Another shortcoming of Resurgam II was the inability to generate positive and negative buoyancy. Rather than controlling its descent and ascent by means of ballast tanks and compressed air, Garrett sought to drive his craft underwater using hydroplanes. As a result, unless the vessel was travelling at sufficient speed, its innate buoyancy would cause her to ‘rise again’ and again. The steady lightening of the vessel’s coal store to reheat the steam engine during a voyage further compromised her stability.

Unsurprisingly, the Great Float was where Garrett chose to begin tests his submarine towards the end of 1879. Reputedly, thirty Shire Horses had to be requisitioned to drag the 30-ton, 45ft-long vessel from the Cochran & Co works to the launch site, where a 50-ton crane conveyed her into the water. The trials of the ‘Garrett Submarine Torpedo Boat’ were closely followed by the local Liverpool Mercury, and even featured in the national press; The Graphic Newspaper including a lithographic illustration of the unusual craft with its three-man crew. The above photograph, the first ever taken of a submarine, shows Garrett flanked by his two associates; George Price, and Captain W. E. Jackson. The presence of Garrett’s young child suggests the launch was a family occasion.

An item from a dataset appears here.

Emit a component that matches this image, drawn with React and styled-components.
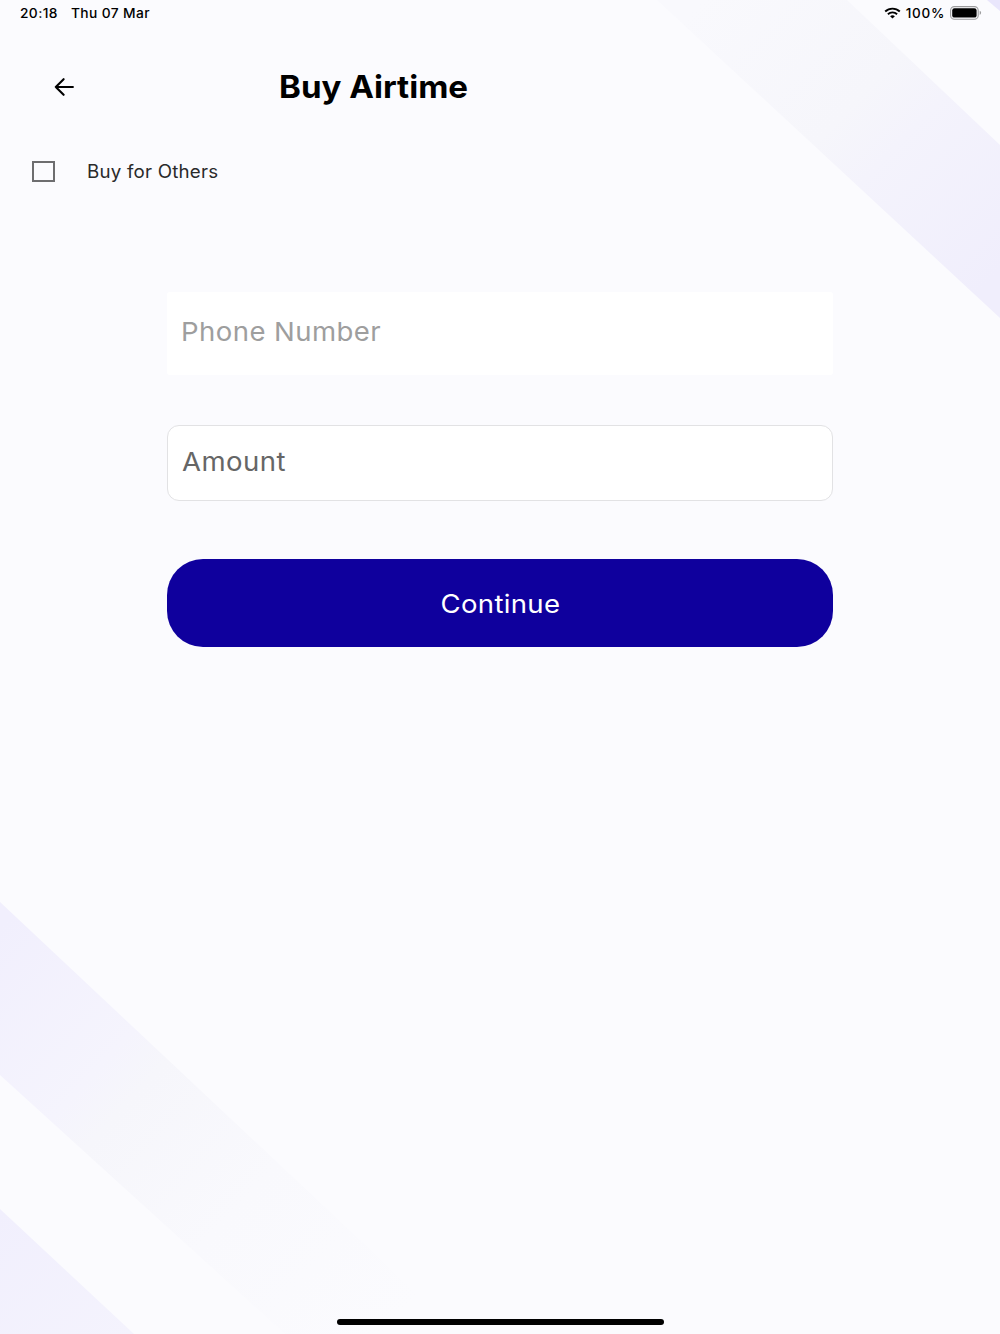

Initial trials of the Resurgam II were evidently successful, Garrett claiming he’d reached a depth of 150ft at a speed of 2kts. The clergyman was sufficiently confident of his vessel’s capabilities to take her directly to sea for further testing, with the ultimate aim of reaching Portsmouth under her own steam. There, it was hoped the Royal Navy heads would be suitably impressed to invest in the submarine’s further development.